- AIM OF THE EXERCISE
Can you find the lines of the listing that include "this" and copy every one?

- SOURCE MATERIAL
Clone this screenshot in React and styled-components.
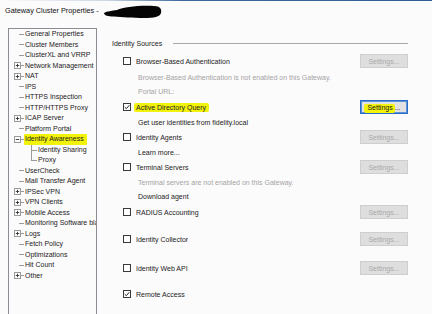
import React from "react";
import styled, { createGlobalStyle, css } from "styled-components";

const Global = createGlobalStyle`
  html, body { margin: 0; padding: 0; }
  body {
    background: #fcfbfc;
    font-family: "Liberation Sans", Arial, sans-serif;
    font-size: 7px;
    color: #1c1c1c;
    overflow: hidden;
  }
  #root { width: 432px; height: 314px; }
`;

const Window = styled.div`
  width: 432px;
  height: 314px;
  display: flex;
  flex-direction: column;
  overflow: hidden;
`;

const TopEdge = styled.div`
  flex: none;
  height: 1px;
  background: linear-gradient(to right, rgba(59,103,156,0) 0%, rgba(59,103,156,0.25) 25%, #3b679c 42%, #2f5e97 100%);
`;

const TitleBar = styled.div`
  flex: none;
  height: 27px;
  box-sizing: border-box;
  padding: 5px 0 0 5px;
  display: flex;
  align-items: flex-start;
  gap: 5px;
  font-size: 7.3px;
  line-height: 10px;
  color: #111;
`;

const Body = styled.div`
  flex: 1;
  min-height: 0;
  display: flex;
  padding-left: 8px;
  gap: 15px;
`;

const Tree = styled.div`
  flex: none;
  width: 89px;
  height: 300px;
  box-sizing: border-box;
  border: 1px solid #8a8d93;
  border-bottom: none;
  display: flex;
  flex-direction: column;
`;

const TreeRow = styled.div`
  height: 10.5px;
  display: flex;
  align-items: stretch;
  white-space: nowrap;
  overflow: hidden;
  line-height: 10.5px;
`;

const Gutter = styled.div`
  flex: none;
  width: ${(p) => (p.$level ? 29 : 16)}px;
  display: flex;
  align-items: center;
  justify-content: flex-end;
`;

const HLine = styled.div`
  width: ${(p) => p.$w}px;
  height: 1px;
  margin-right: 1px;
  background: #9a9a9a;
`;

const Elbow = styled.div`
  align-self: stretch;
  width: 6px;
  margin-right: 1px;
  background:
    linear-gradient(#9a9a9a, #9a9a9a) left top / 1px ${(p) => (p.$through ? "100%" : "50%")} no-repeat,
    linear-gradient(#9a9a9a, #9a9a9a) left 5px / 100% 1px no-repeat;
`;

const ExpBox = styled.svg`
  flex: none;
  width: 7px;
  height: 7px;
  display: block;
`;

const TreeLabel = styled.span`
  color: #1a1a1a;
  ${(p) =>
    p.$hl &&
    css`
      background: #f3f20a;
      padding: 0 3px 0 0;
      margin-left: -1px;
      padding-left: 1px;
      border-radius: 1px;
    `}
`;

const Panel = styled.div`
  flex: none;
  width: 296px;
  display: flex;
  flex-direction: column;
`;

const Header = styled.div`
  margin-top: 10px;
  height: 10px;
  display: flex;
  align-items: center;
  gap: 11px;
  color: #222;
`;

const Rule = styled.div`
  flex: 1;
  height: 1px;
  background: #a9a9a9;
`;

const Row = styled.div`
  flex: none;
  height: 14px;
  margin-top: ${(p) => p.$mt}px;
  padding-left: ${(p) => (p.$note ? 26 : 11)}px;
  display: flex;
  align-items: center;
  white-space: nowrap;
  color: ${(p) => (p.$muted ? "#a3a3a3" : "#222")};
`;

const Check = styled.span`
  flex: none;
  width: 8px;
  height: 8px;
  box-sizing: border-box;
  border: 1px solid #3a3a3a;
  background: #fff;
  margin-right: 5px;
  display: flex;
  align-items: center;
  justify-content: center;
`;

const Label = styled.span`
  ${(p) =>
    p.$hl &&
    css`
      background: #f3f20a;
      padding: 1px 3px 1px 2px;
      margin-left: -2px;
      border-radius: 2px;
    `}
`;

const Button = styled.div`
  flex: none;
  margin-left: auto;
  width: 48px;
  height: 14px;
  box-sizing: border-box;
  display: flex;
  align-items: center;
  justify-content: center;
  font-size: 7px;
  ${(p) =>
    p.$active
      ? css`
          border: 1px solid #2b6cc4;
          box-shadow: inset 0 0 0 1px #5c93d8;
          background: #e2e2e2;
          color: #1a1a1a;
        `
      : css`
          border: 1px solid #cfcfcf;
          background: #dedede;
          color: #a9a9a9;
        `}
`;

const BtnHl = styled.span`
  background: #f3f20a;
  padding: 0 2px 2px 3px;
  margin-left: -3px;
  border-radius: 2px;
`;

function Expander({ open }) {
  return (
    <ExpBox viewBox="0 0 7 7">
      <rect x="0.5" y="0.5" width="6" height="6" fill="#fff" stroke="#9a9a9a" strokeWidth="1" />
      <line x1="1.8" y1="3.5" x2="5.2" y2="3.5" stroke="#333" strokeWidth="0.9" />
      {!open && <line x1="3.5" y1="1.8" x2="3.5" y2="5.2" stroke="#333" strokeWidth="0.9" />}
    </ExpBox>
  );
}

function CheckMark() {
  return (
    <svg width="6" height="6" viewBox="0 0 6 6">
      <path d="M0.7 3.1 L2.3 4.7 L5.3 1.2" fill="none" stroke="#222" strokeWidth="1" />
    </svg>
  );
}

const treeItems = [
  { t: "General Properties" },
  { t: "Cluster Members" },
  { t: "ClusterXL and VRRP" },
  { t: "Network Management", exp: true },
  { t: "NAT", exp: true },
  { t: "IPS" },
  { t: "HTTPS Inspection" },
  { t: "HTTP/HTTPS Proxy" },
  { t: "ICAP Server", exp: true },
  { t: "Platform Portal" },
  { t: "Identity Awareness", exp: true, open: true, hl: true },
  { t: "Identity Sharing", level: 1, through: true },
  { t: "Proxy", level: 1 },
  { t: "UserCheck" },
  { t: "Mail Transfer Agent" },
  { t: "IPSec VPN", exp: true },
  { t: "VPN Clients", exp: true },
  { t: "Mobile Access", exp: true },
  { t: "Monitoring Software blade" },
  { t: "Logs", exp: true },
  { t: "Fetch Policy" },
  { t: "Optimizations" },
  { t: "Hit Count" },
  { t: "Other", exp: true },
];

const rows = [
  { mt: 6, check: false, label: "Browser-Based Authentication", btn: "disabled" },
  { mt: 2, note: true, muted: true, label: "Browser-Based Authentication is not enabled on this Gateway." },
  { mt: 0, note: true, muted: true, label: "Portal URL:" },
  { mt: 2, check: true, label: "Active Directory Query", hl: true, btn: "active" },
  { mt: 1, note: true, label: "Get user identities from fidelity.local" },
  { mt: 1, check: false, label: "Identity Agents", btn: "disabled" },
  { mt: 1, note: true, label: "Learn more..." },
  { mt: 1, check: false, label: "Terminal Servers", btn: "disabled" },
  { mt: 1, note: true, muted: true, label: "Terminal servers are not enabled on this Gateway." },
  { mt: 0, note: true, label: "Download agent" },
  { mt: 2, check: false, label: "RADIUS Accounting", btn: "disabled" },
  { mt: 13, check: false, label: "Identity Collector", btn: "disabled" },
  { mt: 15, check: false, label: "Identity Web API", btn: "disabled" },
  { mt: 12, check: true, label: "Remote Access" },
];

export default function App() {
  return (
    <>
      <Global />
      <Window>
        <TopEdge />
        <TitleBar>
          <span>Gateway Cluster Properties -</span>
          <svg width="58" height="15" viewBox="0 0 58 15" style={{ marginTop: -2 }}>
            <path
              d="M0 9 C3 7 8 7 13 6 C20 3 36 1 50 2 C56 2 58 5 57 9 C56 13 50 14 40 14 C29 14 18 13 10 12.5 C4 12.5 0 11.5 0 9 Z"
              fill="#050505"
            />
          </svg>
        </TitleBar>
        <Body>
          <Tree>
            {treeItems.map((it) => (
              <TreeRow key={it.t}>
                <Gutter $level={it.level}>
                  {it.level ? (
                    <Elbow $through={it.through} />
                  ) : it.exp ? (
                    <>
                      <Expander open={it.open} />
                      <HLine $w={3} />
                    </>
                  ) : (
                    <HLine $w={5} />
                  )}
                </Gutter>
                <TreeLabel $hl={it.hl}>{it.t}</TreeLabel>
              </TreeRow>
            ))}
          </Tree>
          <Panel>
            <Header>
              <span>Identity Sources</span>
              <Rule />
            </Header>
            {rows.map((r) => (
              <Row key={r.label} $mt={r.mt} $note={r.note} $muted={r.muted}>
                {!r.note && <Check>{r.check && <CheckMark />}</Check>}
                <Label $hl={r.hl}>{r.label}</Label>
                {r.btn && (
                  <Button $active={r.btn === "active"}>
                    {r.btn === "active" ? (
                      <span>
                        <BtnHl>Settings</BtnHl>...
                      </span>
                    ) : (
                      "Settings..."
                    )}
                  </Button>
                )}
              </Row>
            ))}
          </Panel>
        </Body>
      </Window>
    </>
  );
}
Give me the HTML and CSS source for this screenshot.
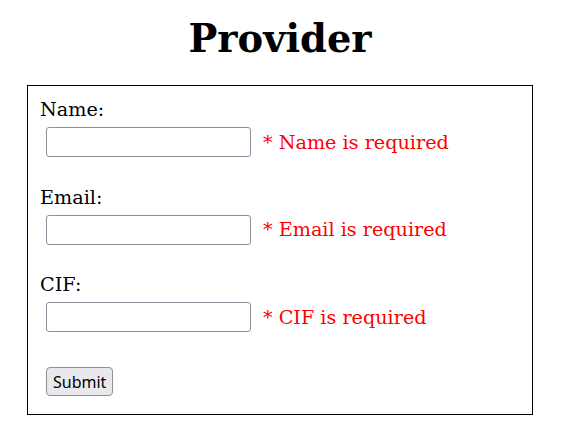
FILE: index.html
```html
<!DOCTYPE html>
<html>
<head>
<meta charset="utf-8">
<link rel="stylesheet" href="styles.css">
</head>
<body>
<h1 class="title">Provider</h1>
<form class="box">
  <div class="field">
    <label class="label" for="name">Name:</label>
    <div class="row">
      <input class="input" id="name" type="text">
      <span class="error">* Name is required</span>
    </div>
  </div>
  <div class="field">
    <label class="label" for="email">Email:</label>
    <div class="row">
      <input class="input" id="email" type="text">
      <span class="error">* Email is required</span>
    </div>
  </div>
  <div class="field">
    <label class="label" for="cif">CIF:</label>
    <div class="row">
      <input class="input" id="cif" type="text">
      <span class="error">* CIF is required</span>
    </div>
  </div>
  <div class="actions">
    <button class="btn" type="submit">Submit</button>
  </div>
</form>
</body>
</html>
```
FILE: styles.css
```css
body {
  margin: 0;
  padding: 0 8px 8px;
  font-family: "DejaVu Serif", serif;
  font-size: 19.2px;
  color: #000;
  background: #fff;
}
.title {
  font-size: 38.4px;
  font-weight: bold;
  text-align: center;
  margin: 0;
  padding: 16px 5px 24px 0;
  line-height: normal;
}
.box {
  width: 480px;
  margin-left: 19px;
  border: 1px solid #000;
  padding: 12px 12px 18px;
  display: flex;
  flex-direction: column;
  gap: 28.5px;
}
.field {
  display: flex;
  flex-direction: column;
  gap: 6px;
}
.label {
  display: block;
  line-height: 23px;
  height: 23px;
}
.row {
  display: flex;
  align-items: center;
  padding-left: 6px;
  gap: 12px;
  height: 30px;
}
.input {
  box-sizing: border-box;
  width: 205px;
  height: 30px;
  margin: 0;
  border: 1px solid #8f8f9d;
  border-radius: 3px;
  background: #fff;
  padding: 1px 4px;
}
.error {
  color: #ff0000;
  line-height: normal;
}
.actions {
  padding-left: 6px;
  padding-top: 6.5px;
}
.btn {
  display: block;
  font-family: "Noto Sans", sans-serif;
  font-size: 16px;
  color: #000;
  background: #e9e9ed;
  border: 1px solid #8f8f9d;
  border-radius: 4px;
  padding: 2px 6px;
  height: 29px;
  box-sizing: border-box;
  margin: 0;
}
```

- ANSWER
Clone this screenshot in React and styled-components.
  { mt: 2, note: true, muted: true, label: "Browser-Based Authentication is not enabled on this Gateway." },
  { mt: 1, note: true, muted: true, label: "Terminal servers are not enabled on this Gateway." },
Give me the HTML and CSS source for this screenshot.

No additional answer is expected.